YOUR TASK: Where a line contains the word "screenshot", copy that line.

---- MATERIAL SUPPLIED

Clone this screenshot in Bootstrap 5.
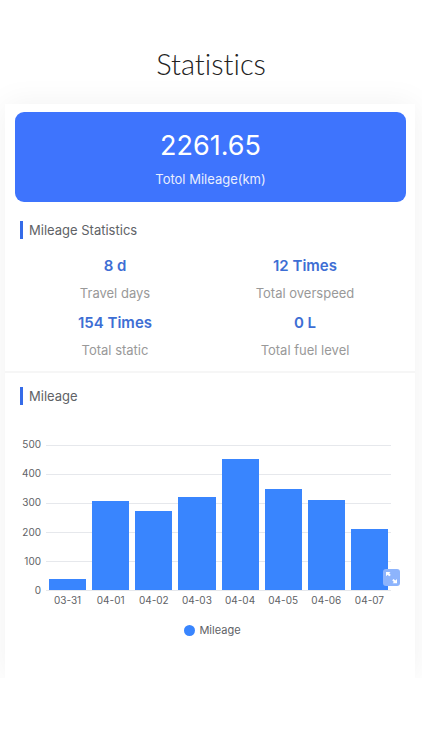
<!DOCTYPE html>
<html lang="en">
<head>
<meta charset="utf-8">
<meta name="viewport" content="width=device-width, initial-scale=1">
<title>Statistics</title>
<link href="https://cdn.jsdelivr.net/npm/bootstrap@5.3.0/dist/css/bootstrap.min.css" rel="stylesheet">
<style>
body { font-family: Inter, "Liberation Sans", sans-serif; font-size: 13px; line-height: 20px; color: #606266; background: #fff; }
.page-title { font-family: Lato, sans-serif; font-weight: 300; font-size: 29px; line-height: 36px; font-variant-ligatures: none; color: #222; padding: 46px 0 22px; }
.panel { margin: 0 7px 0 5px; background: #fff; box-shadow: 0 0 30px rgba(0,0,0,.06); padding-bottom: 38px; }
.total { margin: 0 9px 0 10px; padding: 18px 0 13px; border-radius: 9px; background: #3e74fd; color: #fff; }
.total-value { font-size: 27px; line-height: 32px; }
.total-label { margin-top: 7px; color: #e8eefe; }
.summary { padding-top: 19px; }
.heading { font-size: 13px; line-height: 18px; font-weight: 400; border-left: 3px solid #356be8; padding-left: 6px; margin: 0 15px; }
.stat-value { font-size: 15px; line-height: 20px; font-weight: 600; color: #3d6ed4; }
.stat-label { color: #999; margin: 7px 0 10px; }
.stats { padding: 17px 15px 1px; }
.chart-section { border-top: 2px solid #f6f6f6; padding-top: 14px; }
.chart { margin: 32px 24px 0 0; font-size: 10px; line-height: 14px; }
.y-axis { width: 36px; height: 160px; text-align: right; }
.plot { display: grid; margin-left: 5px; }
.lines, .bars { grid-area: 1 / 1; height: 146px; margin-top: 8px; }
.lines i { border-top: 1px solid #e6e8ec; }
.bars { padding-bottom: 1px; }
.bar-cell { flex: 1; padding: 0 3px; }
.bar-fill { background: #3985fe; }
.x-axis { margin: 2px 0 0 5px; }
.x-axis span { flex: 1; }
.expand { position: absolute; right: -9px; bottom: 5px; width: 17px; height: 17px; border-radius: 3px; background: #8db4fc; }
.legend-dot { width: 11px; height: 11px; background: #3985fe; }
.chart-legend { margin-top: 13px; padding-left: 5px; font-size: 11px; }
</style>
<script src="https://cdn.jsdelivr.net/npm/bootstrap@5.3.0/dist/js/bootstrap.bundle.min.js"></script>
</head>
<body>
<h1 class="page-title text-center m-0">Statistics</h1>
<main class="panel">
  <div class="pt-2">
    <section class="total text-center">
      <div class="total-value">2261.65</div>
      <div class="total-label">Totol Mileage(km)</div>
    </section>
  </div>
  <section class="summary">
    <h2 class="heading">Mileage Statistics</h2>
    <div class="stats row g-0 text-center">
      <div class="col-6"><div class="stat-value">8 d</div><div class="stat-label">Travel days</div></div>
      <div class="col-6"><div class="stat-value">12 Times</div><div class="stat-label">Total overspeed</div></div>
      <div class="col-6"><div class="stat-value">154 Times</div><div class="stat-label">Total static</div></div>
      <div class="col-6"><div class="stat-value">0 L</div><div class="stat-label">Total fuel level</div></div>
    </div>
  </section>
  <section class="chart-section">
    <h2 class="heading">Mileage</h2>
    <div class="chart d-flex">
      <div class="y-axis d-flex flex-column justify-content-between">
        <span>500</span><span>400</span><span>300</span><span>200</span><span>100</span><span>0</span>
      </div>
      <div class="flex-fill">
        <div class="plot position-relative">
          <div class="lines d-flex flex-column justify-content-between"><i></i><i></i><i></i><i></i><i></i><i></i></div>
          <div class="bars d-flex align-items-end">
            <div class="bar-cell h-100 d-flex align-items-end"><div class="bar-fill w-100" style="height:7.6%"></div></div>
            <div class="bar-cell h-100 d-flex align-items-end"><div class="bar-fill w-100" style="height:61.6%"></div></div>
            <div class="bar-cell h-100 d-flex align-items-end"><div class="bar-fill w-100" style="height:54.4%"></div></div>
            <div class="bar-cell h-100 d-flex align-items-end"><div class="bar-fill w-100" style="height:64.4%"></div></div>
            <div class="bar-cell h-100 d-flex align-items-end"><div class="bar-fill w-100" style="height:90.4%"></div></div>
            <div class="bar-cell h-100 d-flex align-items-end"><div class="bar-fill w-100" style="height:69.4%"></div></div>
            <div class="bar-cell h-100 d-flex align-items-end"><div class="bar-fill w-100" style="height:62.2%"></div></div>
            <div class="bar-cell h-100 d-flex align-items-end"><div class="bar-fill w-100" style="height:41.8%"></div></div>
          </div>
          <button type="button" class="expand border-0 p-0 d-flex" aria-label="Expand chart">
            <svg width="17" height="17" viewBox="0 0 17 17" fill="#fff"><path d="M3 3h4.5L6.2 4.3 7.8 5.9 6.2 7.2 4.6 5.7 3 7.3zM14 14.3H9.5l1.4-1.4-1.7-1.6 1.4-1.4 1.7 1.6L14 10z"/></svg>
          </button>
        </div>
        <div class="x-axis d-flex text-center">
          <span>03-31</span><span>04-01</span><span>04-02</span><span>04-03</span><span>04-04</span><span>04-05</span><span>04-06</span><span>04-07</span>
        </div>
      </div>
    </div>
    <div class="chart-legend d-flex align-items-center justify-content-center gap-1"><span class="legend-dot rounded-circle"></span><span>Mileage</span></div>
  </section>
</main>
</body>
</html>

--------
---- MATERIAL SUPPLIED

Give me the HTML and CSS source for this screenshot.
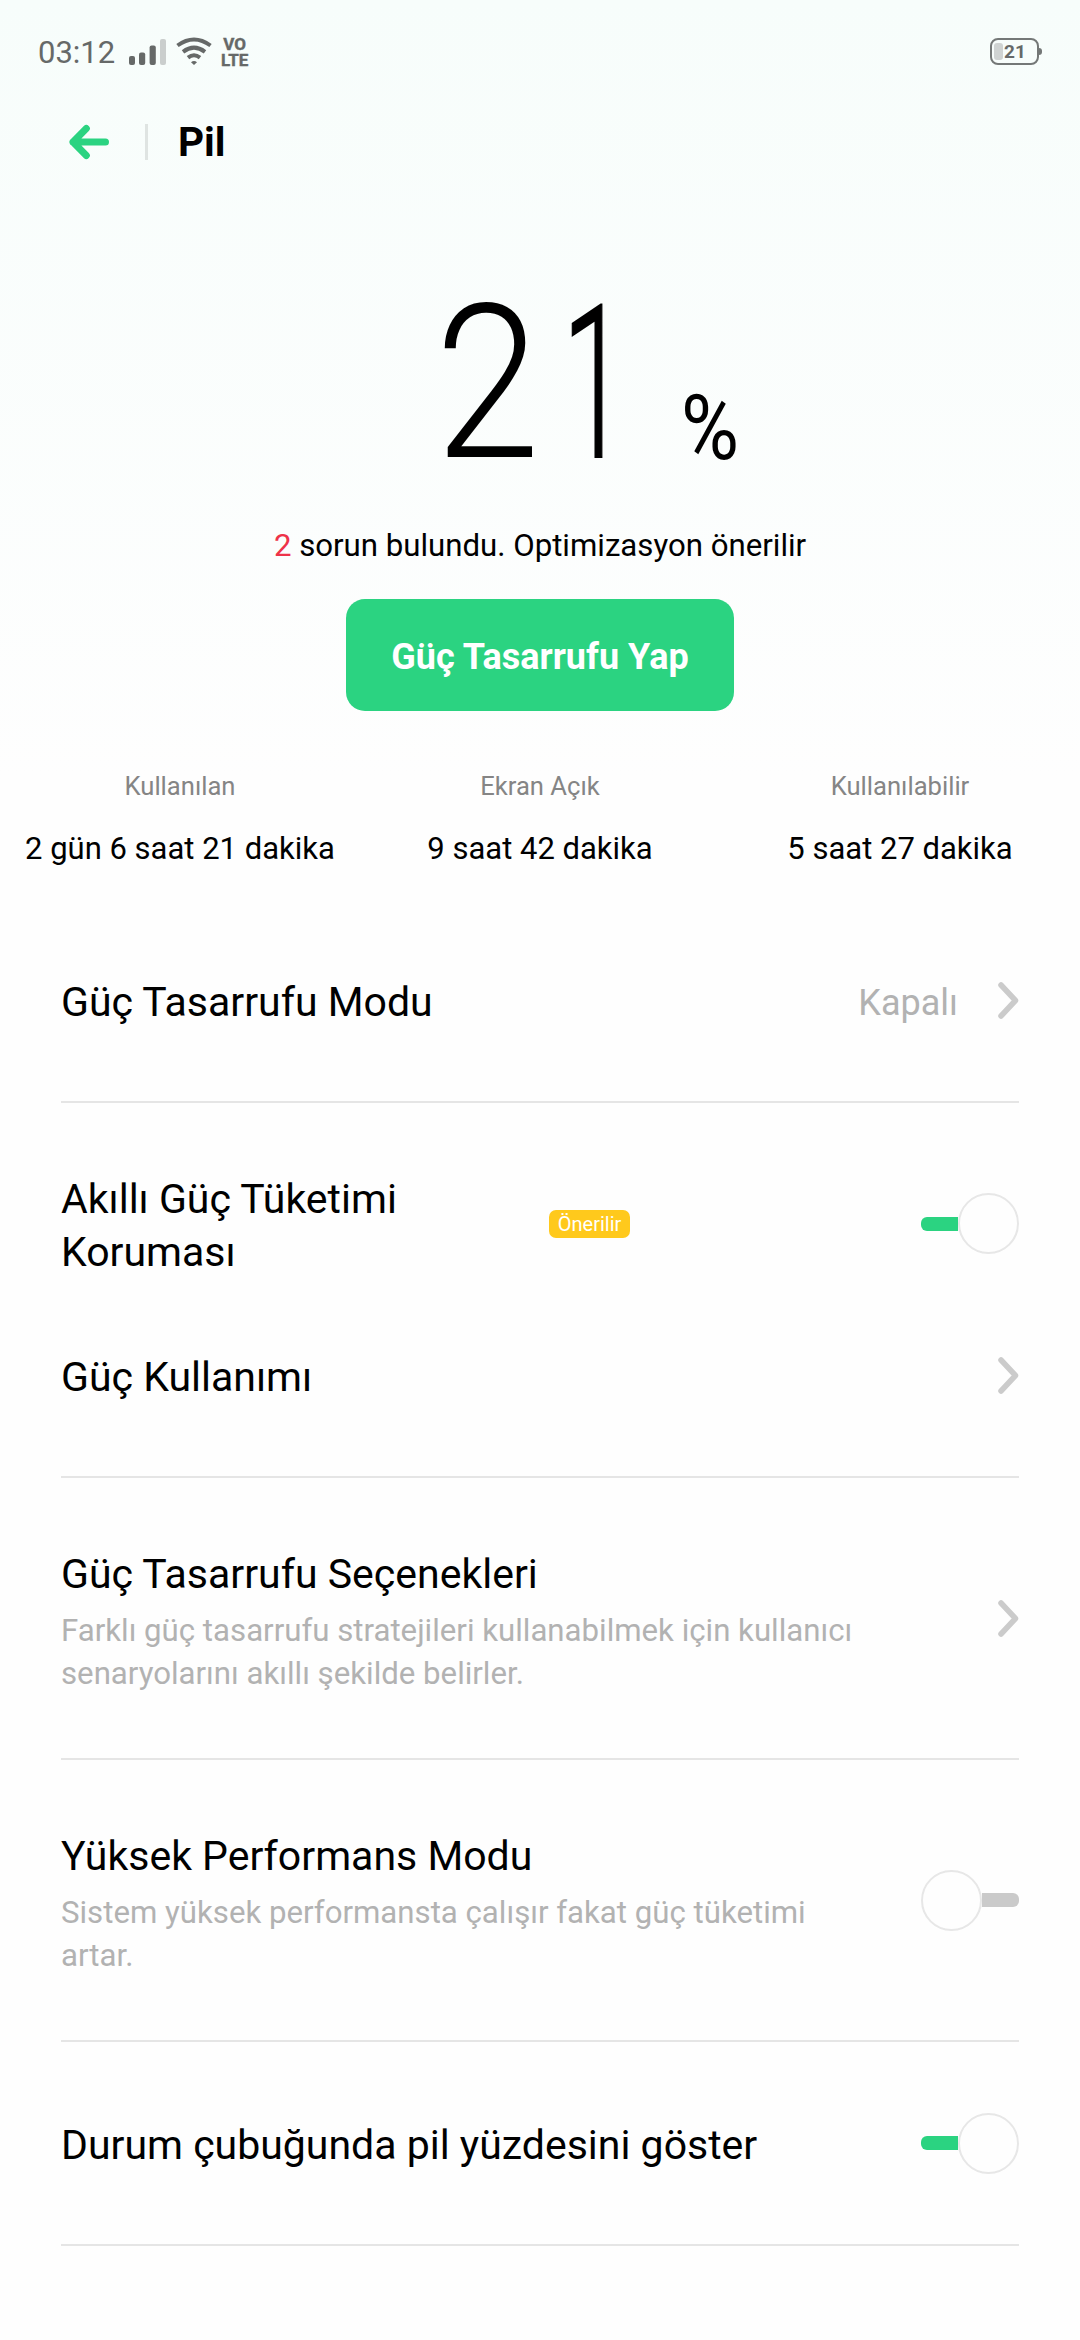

--------

ANSWER TO THIS EXERCISE:
Clone this screenshot in Bootstrap 5.
Give me the HTML and CSS source for this screenshot.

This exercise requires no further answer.